*Task instructions*.
Transcribe each line of the material as it is, and drop any picture.

*Data shown*.
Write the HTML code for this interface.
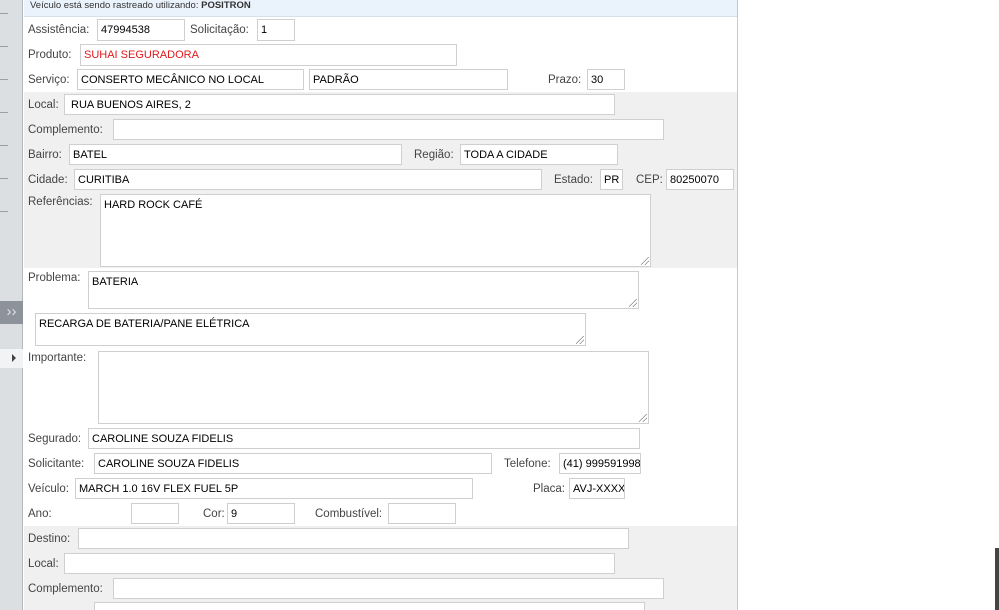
<!DOCTYPE html><html style="overflow:hidden;height:610px"><head><meta charset="utf-8"><style>
*{margin:0;padding:0;box-sizing:border-box}
body{width:999px;height:610px;overflow:hidden;background:#fff;position:relative;font-family:"Liberation Sans",sans-serif}
.a{position:absolute}
.sb{left:0;top:0;width:23px;height:610px;background:#dcdfe2;border-right:1px solid #b4b8bc}
.tk{position:absolute;left:0;width:8px;height:1px;background:#9aa0a6}
.main{left:24px;top:0;width:714px;height:610px;border-right:1px solid #c8c8c8}
.g{position:absolute;left:24px;width:713px;background:#f0f0f0}
.l{position:absolute;font-size:11.5px;color:#444;line-height:14px;white-space:nowrap}
.i{position:absolute;background:#fff;border:1px solid #cfcfcf;font-size:11px;color:#000;line-height:20px;padding-left:3px;white-space:nowrap;overflow:hidden}
.t{line-height:14px;padding-top:3px}
.rz{position:absolute;right:1px;bottom:1px;width:8px;height:8px;background:linear-gradient(135deg,transparent 45%,#888 45%,#888 52%,transparent 52%,transparent 70%,#888 70%,#888 77%,transparent 77%)}
</style></head><body>
<div class="a sb">
<div class="tk" style="top:13px"></div><div class="tk" style="top:46px"></div><div class="tk" style="top:79px"></div><div class="tk" style="top:112px"></div><div class="tk" style="top:145px"></div><div class="tk" style="top:178px"></div><div class="tk" style="top:211px"></div>
<div class="a" style="left:0;top:301px;width:23px;height:23px;background:#8d939a;color:#dfe3e7;font-size:15px;line-height:22px;text-align:center">&#8250;&#8250;</div>
<div class="a" style="left:0;top:349px;width:23px;height:19px;background:#f2f3f4"></div>
<div class="a" style="left:12px;top:354px;width:0;height:0;border-left:4px solid #444;border-top:4px solid transparent;border-bottom:4px solid transparent"></div>
</div>
<div class="a main"></div>
<div class="a" style="left:24px;top:0;width:713px;height:17px;background:#eaf3fc;border-bottom:1px solid #d5e0ea;font-size:9.5px;color:#333;padding-left:6px;padding-top:1px;line-height:10px">Veículo está sendo rastreado utilizando: <b>POSITRON</b></div>
<div class="g" style="top:92px;height:176px"></div>
<div class="g" style="top:526px;height:84px"></div>

<div class="l" style="left:28px;top:23px">Assistência:</div><div class="i" style="left:97px;top:19px;width:88px;height:22px">47994538</div>
<div class="l" style="left:190px;top:23px">Solicitação:</div><div class="i" style="left:257px;top:19px;width:38px;height:22px">1</div>
<div class="l" style="left:28px;top:48px">Produto:</div><div class="i" style="left:80px;top:44px;width:377px;height:22px;color:#e0191e">SUHAI SEGURADORA</div>
<div class="l" style="left:28px;top:73px">Serviço:</div><div class="i" style="left:77px;top:69px;width:227px;height:21px">CONSERTO MECÂNICO NO LOCAL</div>
<div class="i" style="left:309px;top:69px;width:199px;height:21px">PADRÃO</div>
<div class="l" style="left:548px;top:73px">Prazo:</div><div class="i" style="left:587px;top:69px;width:38px;height:21px">30</div>

<div class="l" style="left:28px;top:98px">Local:</div><div class="i" style="left:64px;top:94px;width:551px;height:21px;padding-left:6px">RUA BUENOS AIRES, 2</div>
<div class="l" style="left:28px;top:123px">Complemento:</div><div class="i" style="left:113px;top:119px;width:551px;height:21px"></div>
<div class="l" style="left:28px;top:148px">Bairro:</div><div class="i" style="left:69px;top:144px;width:333px;height:21px">BATEL</div>
<div class="l" style="left:414px;top:148px">Região:</div><div class="i" style="left:460px;top:144px;width:158px;height:21px">TODA A CIDADE</div>
<div class="l" style="left:28px;top:173px">Cidade:</div><div class="i" style="left:74px;top:169px;width:468px;height:21px">CURITIBA</div>
<div class="l" style="left:554px;top:173px">Estado:</div><div class="i" style="left:600px;top:169px;width:23px;height:21px">PR</div>
<div class="l" style="left:636px;top:173px">CEP:</div><div class="i" style="left:666px;top:169px;width:68px;height:21px">80250070</div>
<div class="l" style="left:28px;top:195px">Referências:</div><div class="i t" style="left:100px;top:194px;width:551px;height:73px">HARD ROCK CAFÉ<div class="rz"></div></div>

<div class="l" style="left:28px;top:271px">Problema:</div><div class="i t" style="left:88px;top:271px;width:551px;height:38px">BATERIA<div class="rz"></div></div>
<div class="i t" style="left:35px;top:313px;width:551px;height:33px">RECARGA DE BATERIA/PANE ELÉTRICA<div class="rz"></div></div>
<div class="l" style="left:28px;top:351px">Importante:</div><div class="i t" style="left:98px;top:351px;width:551px;height:73px"><div class="rz"></div></div>

<div class="l" style="left:28px;top:432px">Segurado:</div><div class="i" style="left:88px;top:428px;width:552px;height:21px">CAROLINE SOUZA FIDELIS</div>
<div class="l" style="left:28px;top:457px">Solicitante:</div><div class="i" style="left:94px;top:453px;width:398px;height:21px">CAROLINE SOUZA FIDELIS</div>
<div class="l" style="left:504px;top:457px">Telefone:</div><div class="i" style="left:559px;top:453px;width:82px;height:21px">(41) 999591998</div>
<div class="l" style="left:28px;top:482px">Veículo:</div><div class="i" style="left:75px;top:478px;width:398px;height:21px">MARCH 1.0 16V FLEX FUEL 5P</div>
<div class="l" style="left:533px;top:482px">Placa:</div><div class="i" style="left:569px;top:478px;width:56px;height:21px">AVJ-XXXX</div>
<div class="l" style="left:28px;top:507px">Ano:</div><div class="i" style="left:131px;top:503px;width:48px;height:21px"></div>
<div class="l" style="left:203px;top:507px">Cor:</div><div class="i" style="left:227px;top:503px;width:68px;height:21px">9</div>
<div class="l" style="left:315px;top:507px">Combustível:</div><div class="i" style="left:388px;top:503px;width:68px;height:21px"></div>

<div class="l" style="left:28px;top:532px">Destino:</div><div class="i" style="left:78px;top:528px;width:551px;height:21px"></div>
<div class="l" style="left:28px;top:557px">Local:</div><div class="i" style="left:64px;top:553px;width:551px;height:21px"></div>
<div class="l" style="left:28px;top:582px">Complemento:</div><div class="i" style="left:113px;top:578px;width:551px;height:21px"></div>
<div class="i" style="left:94px;top:602px;width:551px;height:8px;border-bottom:none"></div>

<div class="a" style="left:995px;top:548px;width:4px;height:62px;background:#444"></div>
</body></html>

*Task result*.
Write the HTML code for this interface.
<!DOCTYPE html><html style="overflow:hidden;height:610px"><head><meta charset="utf-8"><style>
*{margin:0;padding:0;box-sizing:border-box}
body{width:999px;height:610px;overflow:hidden;background:#fff;position:relative;font-family:"Liberation Sans",sans-serif}
.a{position:absolute}
.sb{left:0;top:0;width:23px;height:610px;background:#dcdfe2;border-right:1px solid #b4b8bc}
.tk{position:absolute;left:0;width:8px;height:1px;background:#9aa0a6}
.main{left:24px;top:0;width:714px;height:610px;border-right:1px solid #c8c8c8}
.g{position:absolute;left:24px;width:713px;background:#f0f0f0}
.l{position:absolute;font-size:11.5px;color:#444;line-height:14px;white-space:nowrap}
.i{position:absolute;background:#fff;border:1px solid #cfcfcf;font-size:11px;color:#000;line-height:20px;padding-left:3px;white-space:nowrap;overflow:hidden}
.t{line-height:14px;padding-top:3px}
.rz{position:absolute;right:1px;bottom:1px;width:8px;height:8px;background:linear-gradient(135deg,transparent 45%,#888 45%,#888 52%,transparent 52%,transparent 70%,#888 70%,#888 77%,transparent 77%)}
</style></head><body>
<div class="a sb">
<div class="tk" style="top:13px"></div><div class="tk" style="top:46px"></div><div class="tk" style="top:79px"></div><div class="tk" style="top:112px"></div><div class="tk" style="top:145px"></div><div class="tk" style="top:178px"></div><div class="tk" style="top:211px"></div>
<div class="a" style="left:0;top:301px;width:23px;height:23px;background:#8d939a;color:#dfe3e7;font-size:15px;line-height:22px;text-align:center">&#8250;&#8250;</div>
<div class="a" style="left:0;top:349px;width:23px;height:19px;background:#f2f3f4"></div>
<div class="a" style="left:12px;top:354px;width:0;height:0;border-left:4px solid #444;border-top:4px solid transparent;border-bottom:4px solid transparent"></div>
</div>
<div class="a main"></div>
<div class="a" style="left:24px;top:0;width:713px;height:17px;background:#eaf3fc;border-bottom:1px solid #d5e0ea;font-size:9.5px;color:#333;padding-left:6px;padding-top:1px;line-height:10px">Veículo está sendo rastreado utilizando: <b>POSITRON</b></div>
<div class="g" style="top:92px;height:176px"></div>
<div class="g" style="top:526px;height:84px"></div>

<div class="l" style="left:28px;top:23px">Assistência:</div><div class="i" style="left:97px;top:19px;width:88px;height:22px">47994538</div>
<div class="l" style="left:190px;top:23px">Solicitação:</div><div class="i" style="left:257px;top:19px;width:38px;height:22px">1</div>
<div class="l" style="left:28px;top:48px">Produto:</div><div class="i" style="left:80px;top:44px;width:377px;height:22px;color:#e0191e">SUHAI SEGURADORA</div>
<div class="l" style="left:28px;top:73px">Serviço:</div><div class="i" style="left:77px;top:69px;width:227px;height:21px">CONSERTO MECÂNICO NO LOCAL</div>
<div class="i" style="left:309px;top:69px;width:199px;height:21px">PADRÃO</div>
<div class="l" style="left:548px;top:73px">Prazo:</div><div class="i" style="left:587px;top:69px;width:38px;height:21px">30</div>

<div class="l" style="left:28px;top:98px">Local:</div><div class="i" style="left:64px;top:94px;width:551px;height:21px;padding-left:6px">RUA BUENOS AIRES, 2</div>
<div class="l" style="left:28px;top:123px">Complemento:</div><div class="i" style="left:113px;top:119px;width:551px;height:21px"></div>
<div class="l" style="left:28px;top:148px">Bairro:</div><div class="i" style="left:69px;top:144px;width:333px;height:21px">BATEL</div>
<div class="l" style="left:414px;top:148px">Região:</div><div class="i" style="left:460px;top:144px;width:158px;height:21px">TODA A CIDADE</div>
<div class="l" style="left:28px;top:173px">Cidade:</div><div class="i" style="left:74px;top:169px;width:468px;height:21px">CURITIBA</div>
<div class="l" style="left:554px;top:173px">Estado:</div><div class="i" style="left:600px;top:169px;width:23px;height:21px">PR</div>
<div class="l" style="left:636px;top:173px">CEP:</div><div class="i" style="left:666px;top:169px;width:68px;height:21px">80250070</div>
<div class="l" style="left:28px;top:195px">Referências:</div><div class="i t" style="left:100px;top:194px;width:551px;height:73px">HARD ROCK CAFÉ<div class="rz"></div></div>

<div class="l" style="left:28px;top:271px">Problema:</div><div class="i t" style="left:88px;top:271px;width:551px;height:38px">BATERIA<div class="rz"></div></div>
<div class="i t" style="left:35px;top:313px;width:551px;height:33px">RECARGA DE BATERIA/PANE ELÉTRICA<div class="rz"></div></div>
<div class="l" style="left:28px;top:351px">Importante:</div><div class="i t" style="left:98px;top:351px;width:551px;height:73px"><div class="rz"></div></div>

<div class="l" style="left:28px;top:432px">Segurado:</div><div class="i" style="left:88px;top:428px;width:552px;height:21px">CAROLINE SOUZA FIDELIS</div>
<div class="l" style="left:28px;top:457px">Solicitante:</div><div class="i" style="left:94px;top:453px;width:398px;height:21px">CAROLINE SOUZA FIDELIS</div>
<div class="l" style="left:504px;top:457px">Telefone:</div><div class="i" style="left:559px;top:453px;width:82px;height:21px">(41) 999591998</div>
<div class="l" style="left:28px;top:482px">Veículo:</div><div class="i" style="left:75px;top:478px;width:398px;height:21px">MARCH 1.0 16V FLEX FUEL 5P</div>
<div class="l" style="left:533px;top:482px">Placa:</div><div class="i" style="left:569px;top:478px;width:56px;height:21px">AVJ-XXXX</div>
<div class="l" style="left:28px;top:507px">Ano:</div><div class="i" style="left:131px;top:503px;width:48px;height:21px"></div>
<div class="l" style="left:203px;top:507px">Cor:</div><div class="i" style="left:227px;top:503px;width:68px;height:21px">9</div>
<div class="l" style="left:315px;top:507px">Combustível:</div><div class="i" style="left:388px;top:503px;width:68px;height:21px"></div>

<div class="l" style="left:28px;top:532px">Destino:</div><div class="i" style="left:78px;top:528px;width:551px;height:21px"></div>
<div class="l" style="left:28px;top:557px">Local:</div><div class="i" style="left:64px;top:553px;width:551px;height:21px"></div>
<div class="l" style="left:28px;top:582px">Complemento:</div><div class="i" style="left:113px;top:578px;width:551px;height:21px"></div>
<div class="i" style="left:94px;top:602px;width:551px;height:8px;border-bottom:none"></div>

<div class="a" style="left:995px;top:548px;width:4px;height:62px;background:#444"></div>
</body></html>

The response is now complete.